The defense, on the other hand, wasn’t as impressive. The 109.1 defensive rating would’ve ranked as the equal 3rd worst in the association.

When it came to 2-man lineups, Dinwiddie and Russell spent 353 minutes together on the court. Their offense and defense weren’t anything to write home about. The offensive rating of 107 ranked on par with the Charlotte Hornets who were 13th in that area last season. The offense might have been average but the defense was flat out horrible. The Phoenix Suns finished with the worst defense last season (110.6) while the Dinwiddie/Russell combination combined for a miserable 118 rating.

The takeaway from all that is with the right players around them Spencer and D’Lo can work well. As a duo, however, they simply don’t. If Dinwiddie controls the reserve unit he’ll still likely spend portions of time with the starting unit. His success alongside them and Russell, in particular, could go a long way to determining his success in 2018-19.

While the scoring efficiency is an area of improvement for Dinwiddie (and will be a huge area for him being in the 6th Man of the Year race), his passing is not an issue whatsoever. It’s well known his prowess on that facet of the floor (2017/18: 7th in total assists, 9th in assist percentage, 2nd in assist to turnover ratio) and could elevate him above fellow pure scorers who are generally in the running for the award.
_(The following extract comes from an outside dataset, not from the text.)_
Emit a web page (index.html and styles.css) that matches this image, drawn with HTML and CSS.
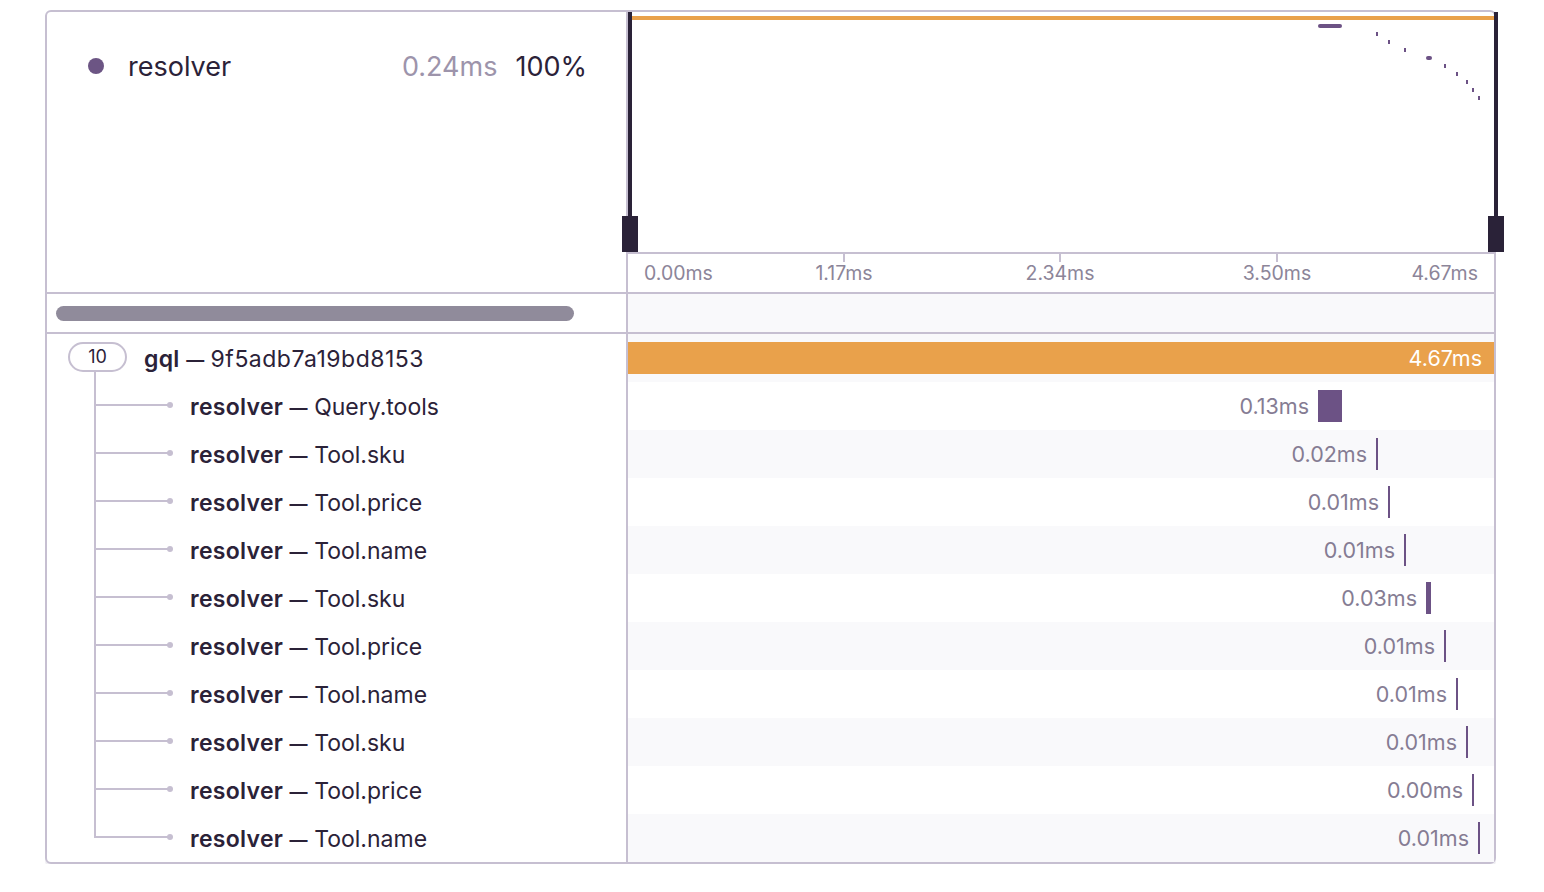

These sort of passes in the pick and roll aren’t the easiest yet the control and timing of Dinwiddie is second to none.

Such plays are what put im in a separate tier from fellow 6th MOTY contenders.

Here’s a comparison of the last 10 6th Man of the Year winners and their points and assists in comparison to Dinwiddie’s numbers last season.

Player PPG APG
Spencer Dinwiddie (2017-18) 12.6 6.6
Lou Williams (2017-18) 22.6 5.3
Eric Gordon (2016-17) 16.2 2.5
Jamal Crawford (2015-16) 14.2 2.3
Lou Williams (2014-15) 15.5 2.1
Jamal Crawford (2013-14) 18.6 3.2
J.R. Smith (2012-13) 18.1 2.7
James Harden (2011-12) 16.8 3.7
Lamar Odom (2010-11) 14.4 3
Jamal Crawford (2009-10) 18 3
Jason Terry (2008-09) 19.6 3.4

Outside of Lou Williams last season there were no great passers on that list. The offense ran very heavily through him last season for the Clippers, especially with the absence of Milos Teodosic and Patrick Beverley for significant parts of the season.

Looking at those numbers Dinwiddie will have to take a minor jump in the scoring department to be in the 6th MOTY race. That could easily happen if his 3-point and field goal percentage take a minor improvement. If he made just 28 more shots from the field last season that 38.9% number goes up to a far more respectable 42%. As for the perimeter shooting, an extra 10 3-pointers would increase his percentage from 32.6% to 35%. That’s completely in the realms of possibility, especially with performances like this.

Spencer’s 27-point game came in a win over the Sixers where he shot 46.2% (6/13) from the field and 50% (2/4) from three.

Such efficient nights combined with a better chemistry with D’Lo could lead to Dinwiddie being in the running for yet another postseason award.